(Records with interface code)
»»
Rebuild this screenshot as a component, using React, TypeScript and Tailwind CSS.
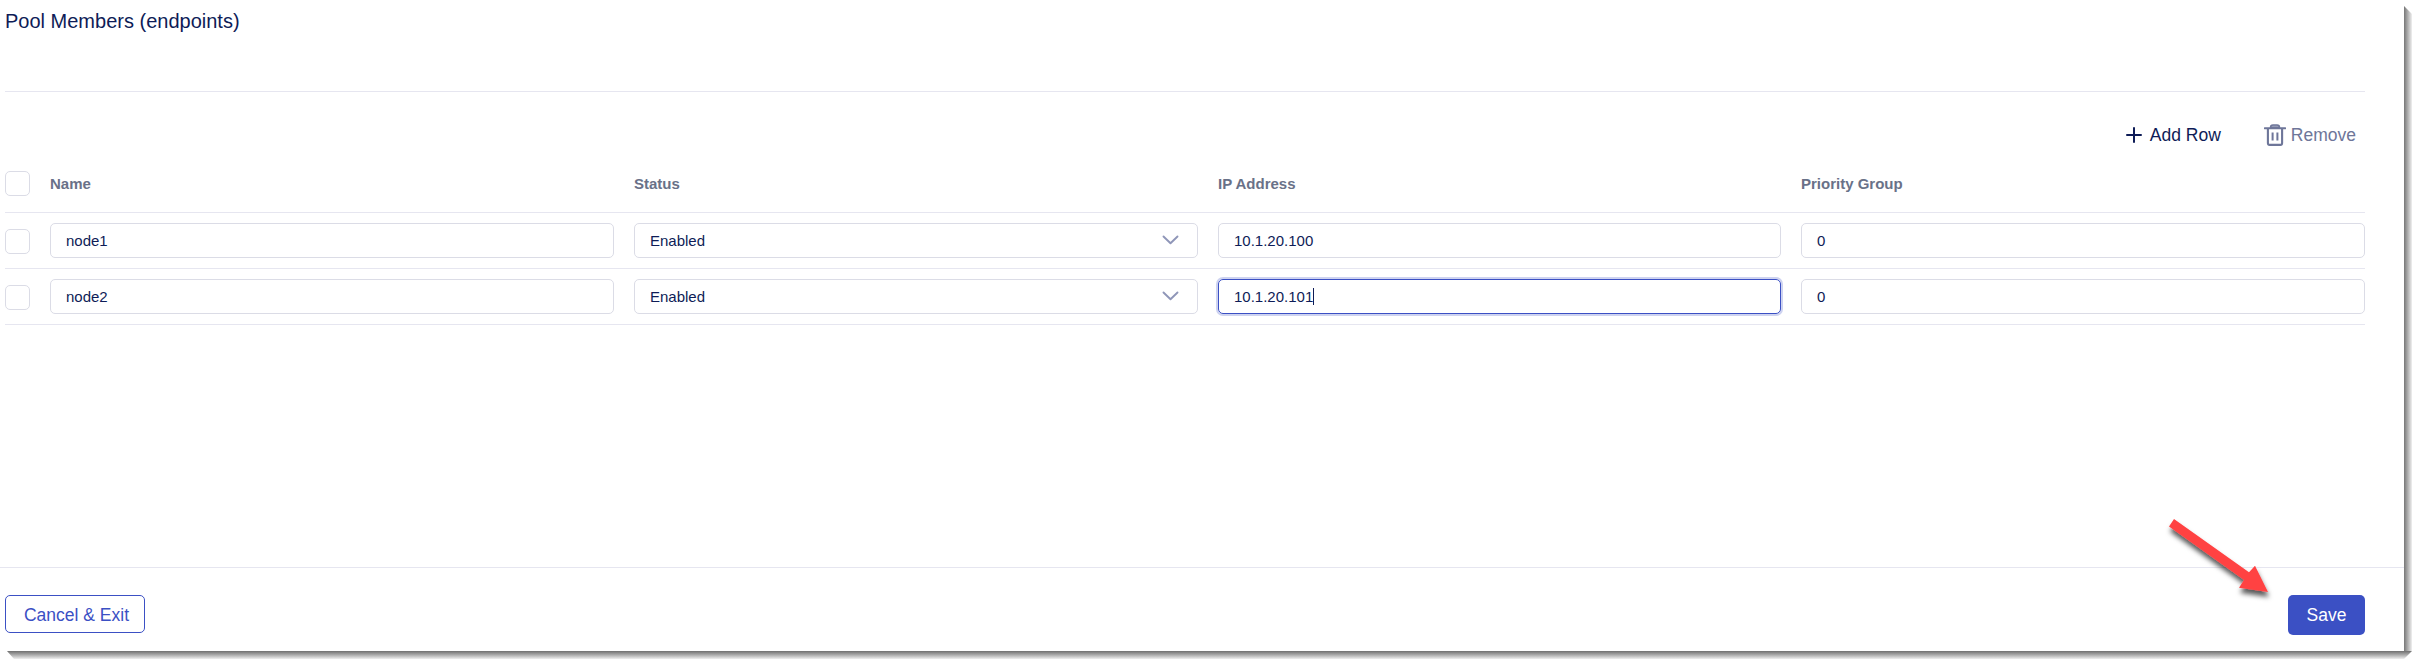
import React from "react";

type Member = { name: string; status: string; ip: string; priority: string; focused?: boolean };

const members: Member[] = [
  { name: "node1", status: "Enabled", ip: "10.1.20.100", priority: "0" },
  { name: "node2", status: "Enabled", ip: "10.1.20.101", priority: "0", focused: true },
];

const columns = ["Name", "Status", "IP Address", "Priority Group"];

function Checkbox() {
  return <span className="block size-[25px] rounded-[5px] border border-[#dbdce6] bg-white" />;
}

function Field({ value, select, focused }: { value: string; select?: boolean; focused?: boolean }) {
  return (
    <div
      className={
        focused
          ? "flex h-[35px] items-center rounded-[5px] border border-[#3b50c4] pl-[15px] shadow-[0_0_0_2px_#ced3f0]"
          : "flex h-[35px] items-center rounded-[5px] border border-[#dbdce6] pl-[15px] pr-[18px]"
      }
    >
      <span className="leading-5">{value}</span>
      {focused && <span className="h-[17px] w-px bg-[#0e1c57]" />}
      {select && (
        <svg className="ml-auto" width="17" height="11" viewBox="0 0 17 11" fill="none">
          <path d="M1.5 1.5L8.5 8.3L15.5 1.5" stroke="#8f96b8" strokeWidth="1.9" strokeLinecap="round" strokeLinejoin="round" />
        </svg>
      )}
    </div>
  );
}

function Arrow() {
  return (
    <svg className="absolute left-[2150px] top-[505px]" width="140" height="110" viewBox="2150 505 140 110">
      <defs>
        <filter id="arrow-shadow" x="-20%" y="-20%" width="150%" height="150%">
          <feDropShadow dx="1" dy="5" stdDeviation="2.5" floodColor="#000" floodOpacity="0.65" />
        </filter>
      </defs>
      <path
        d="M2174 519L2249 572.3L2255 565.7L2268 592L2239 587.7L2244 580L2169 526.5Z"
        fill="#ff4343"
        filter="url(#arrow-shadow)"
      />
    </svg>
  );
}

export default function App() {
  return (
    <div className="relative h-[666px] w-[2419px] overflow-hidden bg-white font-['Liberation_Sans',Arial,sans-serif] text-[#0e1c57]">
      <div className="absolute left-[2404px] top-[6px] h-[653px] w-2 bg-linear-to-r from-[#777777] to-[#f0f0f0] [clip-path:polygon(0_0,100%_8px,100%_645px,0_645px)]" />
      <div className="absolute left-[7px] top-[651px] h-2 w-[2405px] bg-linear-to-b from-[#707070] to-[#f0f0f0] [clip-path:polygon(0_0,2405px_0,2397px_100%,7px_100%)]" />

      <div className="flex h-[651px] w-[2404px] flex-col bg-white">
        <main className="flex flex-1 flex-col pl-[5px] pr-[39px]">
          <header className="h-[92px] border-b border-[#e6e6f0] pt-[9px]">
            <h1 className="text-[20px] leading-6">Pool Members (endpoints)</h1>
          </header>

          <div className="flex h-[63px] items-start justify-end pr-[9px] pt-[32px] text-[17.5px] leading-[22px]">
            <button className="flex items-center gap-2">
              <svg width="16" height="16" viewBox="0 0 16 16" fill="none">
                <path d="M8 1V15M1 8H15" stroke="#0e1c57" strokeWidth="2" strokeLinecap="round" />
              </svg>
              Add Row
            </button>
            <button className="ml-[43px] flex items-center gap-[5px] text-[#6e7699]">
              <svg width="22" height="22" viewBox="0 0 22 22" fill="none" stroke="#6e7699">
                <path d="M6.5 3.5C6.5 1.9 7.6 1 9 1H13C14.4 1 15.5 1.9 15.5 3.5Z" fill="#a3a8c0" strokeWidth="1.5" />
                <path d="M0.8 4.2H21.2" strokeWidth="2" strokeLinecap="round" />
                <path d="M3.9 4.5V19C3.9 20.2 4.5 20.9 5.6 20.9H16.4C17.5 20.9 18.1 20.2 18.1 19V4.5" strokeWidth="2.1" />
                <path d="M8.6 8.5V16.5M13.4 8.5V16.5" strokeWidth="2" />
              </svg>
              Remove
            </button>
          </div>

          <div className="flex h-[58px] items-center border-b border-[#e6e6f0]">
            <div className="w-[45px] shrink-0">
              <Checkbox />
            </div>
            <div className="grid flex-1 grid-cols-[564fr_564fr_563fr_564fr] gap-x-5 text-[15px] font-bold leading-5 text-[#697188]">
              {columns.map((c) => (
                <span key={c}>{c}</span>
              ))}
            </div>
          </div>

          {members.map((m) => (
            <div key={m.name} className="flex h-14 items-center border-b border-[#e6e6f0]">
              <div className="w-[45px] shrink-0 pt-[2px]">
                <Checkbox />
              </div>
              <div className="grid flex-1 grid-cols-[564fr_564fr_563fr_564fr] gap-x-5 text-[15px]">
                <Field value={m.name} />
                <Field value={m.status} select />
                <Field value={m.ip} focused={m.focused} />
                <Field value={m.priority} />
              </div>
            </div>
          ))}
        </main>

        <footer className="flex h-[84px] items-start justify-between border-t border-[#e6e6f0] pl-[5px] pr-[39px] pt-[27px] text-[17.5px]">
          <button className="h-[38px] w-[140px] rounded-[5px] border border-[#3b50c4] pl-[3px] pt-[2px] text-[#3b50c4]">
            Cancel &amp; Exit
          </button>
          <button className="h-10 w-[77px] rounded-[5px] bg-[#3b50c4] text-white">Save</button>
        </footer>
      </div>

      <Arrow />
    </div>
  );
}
««
»»
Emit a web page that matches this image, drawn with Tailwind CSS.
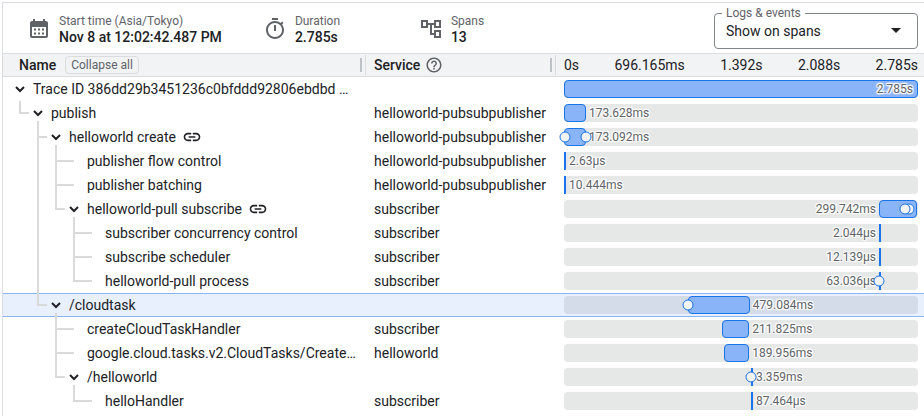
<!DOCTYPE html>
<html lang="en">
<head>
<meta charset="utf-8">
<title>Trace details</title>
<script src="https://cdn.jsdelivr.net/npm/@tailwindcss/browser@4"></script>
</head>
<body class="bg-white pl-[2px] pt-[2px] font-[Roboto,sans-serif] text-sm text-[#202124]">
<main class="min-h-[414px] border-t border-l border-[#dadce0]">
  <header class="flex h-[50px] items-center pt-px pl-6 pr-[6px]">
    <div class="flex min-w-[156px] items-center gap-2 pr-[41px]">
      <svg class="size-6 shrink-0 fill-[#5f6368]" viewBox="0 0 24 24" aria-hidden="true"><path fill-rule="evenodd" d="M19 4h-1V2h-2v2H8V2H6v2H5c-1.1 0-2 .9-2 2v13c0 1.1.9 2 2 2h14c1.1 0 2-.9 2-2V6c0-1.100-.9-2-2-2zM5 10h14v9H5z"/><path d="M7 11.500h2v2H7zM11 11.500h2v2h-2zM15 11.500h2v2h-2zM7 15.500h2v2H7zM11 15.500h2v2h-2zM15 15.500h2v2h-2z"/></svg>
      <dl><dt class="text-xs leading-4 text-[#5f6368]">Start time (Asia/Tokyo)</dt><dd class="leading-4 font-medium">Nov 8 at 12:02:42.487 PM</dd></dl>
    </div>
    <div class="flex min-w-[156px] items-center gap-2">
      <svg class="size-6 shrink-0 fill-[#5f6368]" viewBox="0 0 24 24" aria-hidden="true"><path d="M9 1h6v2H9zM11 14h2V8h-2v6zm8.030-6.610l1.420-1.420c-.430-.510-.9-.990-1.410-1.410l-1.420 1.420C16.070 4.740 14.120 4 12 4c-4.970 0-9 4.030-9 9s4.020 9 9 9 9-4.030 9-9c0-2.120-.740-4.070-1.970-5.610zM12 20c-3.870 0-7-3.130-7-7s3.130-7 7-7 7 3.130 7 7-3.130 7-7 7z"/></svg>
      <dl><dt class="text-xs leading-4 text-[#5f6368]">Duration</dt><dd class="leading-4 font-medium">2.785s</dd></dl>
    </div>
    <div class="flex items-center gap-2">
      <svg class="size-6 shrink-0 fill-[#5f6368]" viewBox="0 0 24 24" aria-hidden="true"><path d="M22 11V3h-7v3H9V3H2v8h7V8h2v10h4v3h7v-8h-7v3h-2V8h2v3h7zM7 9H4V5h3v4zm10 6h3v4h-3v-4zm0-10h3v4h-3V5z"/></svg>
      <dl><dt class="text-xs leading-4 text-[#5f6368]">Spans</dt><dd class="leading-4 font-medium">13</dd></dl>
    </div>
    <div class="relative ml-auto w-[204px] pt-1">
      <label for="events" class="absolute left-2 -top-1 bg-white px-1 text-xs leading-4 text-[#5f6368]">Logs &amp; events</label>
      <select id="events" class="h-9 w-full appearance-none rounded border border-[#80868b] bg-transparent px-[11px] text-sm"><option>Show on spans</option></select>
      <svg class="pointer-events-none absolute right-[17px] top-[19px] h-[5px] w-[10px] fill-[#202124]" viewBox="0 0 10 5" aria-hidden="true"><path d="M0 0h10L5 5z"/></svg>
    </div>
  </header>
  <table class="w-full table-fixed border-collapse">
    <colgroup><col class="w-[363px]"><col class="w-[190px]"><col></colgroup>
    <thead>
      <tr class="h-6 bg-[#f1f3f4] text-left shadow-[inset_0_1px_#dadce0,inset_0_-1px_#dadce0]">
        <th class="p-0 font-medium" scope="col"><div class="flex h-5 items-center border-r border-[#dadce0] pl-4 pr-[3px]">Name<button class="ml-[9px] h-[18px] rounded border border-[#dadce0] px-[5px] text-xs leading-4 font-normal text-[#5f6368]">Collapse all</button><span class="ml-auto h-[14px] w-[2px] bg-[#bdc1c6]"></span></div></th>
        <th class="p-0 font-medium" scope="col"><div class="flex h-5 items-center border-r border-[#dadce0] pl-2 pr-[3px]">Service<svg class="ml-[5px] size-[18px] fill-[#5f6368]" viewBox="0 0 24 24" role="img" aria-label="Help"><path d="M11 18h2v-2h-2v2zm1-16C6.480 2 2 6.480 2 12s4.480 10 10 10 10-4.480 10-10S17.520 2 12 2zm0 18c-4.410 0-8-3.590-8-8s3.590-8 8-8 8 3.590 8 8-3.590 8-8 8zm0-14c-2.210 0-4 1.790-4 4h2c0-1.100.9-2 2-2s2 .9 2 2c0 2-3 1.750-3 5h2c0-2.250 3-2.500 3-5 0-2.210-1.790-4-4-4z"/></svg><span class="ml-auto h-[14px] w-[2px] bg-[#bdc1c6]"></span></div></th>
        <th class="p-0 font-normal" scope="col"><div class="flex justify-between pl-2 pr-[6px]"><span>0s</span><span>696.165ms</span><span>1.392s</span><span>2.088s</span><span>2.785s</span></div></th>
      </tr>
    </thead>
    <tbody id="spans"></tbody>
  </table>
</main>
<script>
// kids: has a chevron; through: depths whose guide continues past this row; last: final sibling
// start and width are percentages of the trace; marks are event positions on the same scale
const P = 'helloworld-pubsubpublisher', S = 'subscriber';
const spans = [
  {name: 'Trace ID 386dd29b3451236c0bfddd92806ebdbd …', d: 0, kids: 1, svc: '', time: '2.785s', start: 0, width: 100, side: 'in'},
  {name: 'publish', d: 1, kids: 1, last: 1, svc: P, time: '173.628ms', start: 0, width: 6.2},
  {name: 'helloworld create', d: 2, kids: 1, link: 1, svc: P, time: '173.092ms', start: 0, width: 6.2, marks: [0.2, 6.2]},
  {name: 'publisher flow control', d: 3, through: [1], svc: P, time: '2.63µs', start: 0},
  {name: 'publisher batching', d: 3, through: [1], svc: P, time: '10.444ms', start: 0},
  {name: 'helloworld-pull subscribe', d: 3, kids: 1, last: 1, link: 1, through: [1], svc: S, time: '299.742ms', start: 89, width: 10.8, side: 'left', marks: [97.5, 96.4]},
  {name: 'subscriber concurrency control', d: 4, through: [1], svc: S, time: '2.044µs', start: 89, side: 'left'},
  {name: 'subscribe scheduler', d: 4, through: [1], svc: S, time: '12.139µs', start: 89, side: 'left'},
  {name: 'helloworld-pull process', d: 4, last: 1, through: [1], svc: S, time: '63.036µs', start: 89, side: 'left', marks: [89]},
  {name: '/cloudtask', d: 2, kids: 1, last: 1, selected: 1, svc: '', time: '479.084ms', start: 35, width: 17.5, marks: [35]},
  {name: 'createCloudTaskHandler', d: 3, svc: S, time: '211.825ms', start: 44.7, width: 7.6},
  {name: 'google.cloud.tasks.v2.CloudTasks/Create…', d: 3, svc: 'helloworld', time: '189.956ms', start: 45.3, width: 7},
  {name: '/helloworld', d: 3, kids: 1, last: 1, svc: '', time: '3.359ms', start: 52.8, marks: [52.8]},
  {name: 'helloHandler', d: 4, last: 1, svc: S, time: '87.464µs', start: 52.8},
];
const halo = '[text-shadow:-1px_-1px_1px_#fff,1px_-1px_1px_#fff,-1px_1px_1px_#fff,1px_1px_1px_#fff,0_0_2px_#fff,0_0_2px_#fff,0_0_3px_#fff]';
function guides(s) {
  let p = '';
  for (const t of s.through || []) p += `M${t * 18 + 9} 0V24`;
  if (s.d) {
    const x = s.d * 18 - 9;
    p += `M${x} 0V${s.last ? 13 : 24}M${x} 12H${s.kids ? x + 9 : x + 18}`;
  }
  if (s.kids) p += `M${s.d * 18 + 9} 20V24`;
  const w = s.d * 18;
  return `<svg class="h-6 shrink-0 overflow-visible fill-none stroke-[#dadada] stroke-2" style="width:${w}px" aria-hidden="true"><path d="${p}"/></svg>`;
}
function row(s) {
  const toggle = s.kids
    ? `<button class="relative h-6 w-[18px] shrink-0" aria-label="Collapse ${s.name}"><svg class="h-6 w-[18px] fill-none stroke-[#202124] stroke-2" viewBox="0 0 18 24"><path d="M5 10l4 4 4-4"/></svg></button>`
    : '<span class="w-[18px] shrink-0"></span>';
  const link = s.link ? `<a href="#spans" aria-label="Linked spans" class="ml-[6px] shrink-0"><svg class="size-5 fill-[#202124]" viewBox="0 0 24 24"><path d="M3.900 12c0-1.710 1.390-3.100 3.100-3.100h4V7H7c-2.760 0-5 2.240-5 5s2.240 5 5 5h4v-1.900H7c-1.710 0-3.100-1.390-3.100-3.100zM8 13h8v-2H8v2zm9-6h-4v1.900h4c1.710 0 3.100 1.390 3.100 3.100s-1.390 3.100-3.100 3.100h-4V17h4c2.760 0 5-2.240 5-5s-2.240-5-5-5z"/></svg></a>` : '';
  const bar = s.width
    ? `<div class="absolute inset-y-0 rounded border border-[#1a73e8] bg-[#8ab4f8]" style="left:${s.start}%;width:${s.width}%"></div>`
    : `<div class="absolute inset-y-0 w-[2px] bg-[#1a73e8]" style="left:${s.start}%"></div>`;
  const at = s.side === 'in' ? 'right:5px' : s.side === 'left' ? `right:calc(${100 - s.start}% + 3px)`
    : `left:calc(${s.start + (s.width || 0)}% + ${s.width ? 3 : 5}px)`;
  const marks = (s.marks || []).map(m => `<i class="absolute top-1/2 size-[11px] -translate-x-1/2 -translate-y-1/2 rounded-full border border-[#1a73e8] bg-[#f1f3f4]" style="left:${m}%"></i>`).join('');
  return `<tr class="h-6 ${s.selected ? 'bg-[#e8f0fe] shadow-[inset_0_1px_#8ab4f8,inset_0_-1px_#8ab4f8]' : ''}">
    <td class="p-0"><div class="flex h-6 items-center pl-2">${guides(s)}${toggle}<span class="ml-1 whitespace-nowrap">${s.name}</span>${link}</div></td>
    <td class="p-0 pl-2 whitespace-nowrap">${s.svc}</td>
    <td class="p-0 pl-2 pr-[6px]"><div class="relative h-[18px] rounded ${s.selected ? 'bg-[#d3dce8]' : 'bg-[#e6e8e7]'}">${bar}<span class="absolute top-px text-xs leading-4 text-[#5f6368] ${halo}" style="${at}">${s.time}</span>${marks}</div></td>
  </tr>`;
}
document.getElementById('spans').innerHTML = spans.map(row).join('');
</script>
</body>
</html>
««
## REQUIRED TASK:
Extract exactly, and only, the lines from the one with "Rebuild this screenshot" to the one with "string; status: string;", both ends counted. Leave the images behind.

## PROBLEM SOLUTION:
Rebuild this screenshot as a component, using React, TypeScript and Tailwind CSS.
import React from "react";

type Member = { name: string; status: string; ip: string; priority: string; focused?: boolean };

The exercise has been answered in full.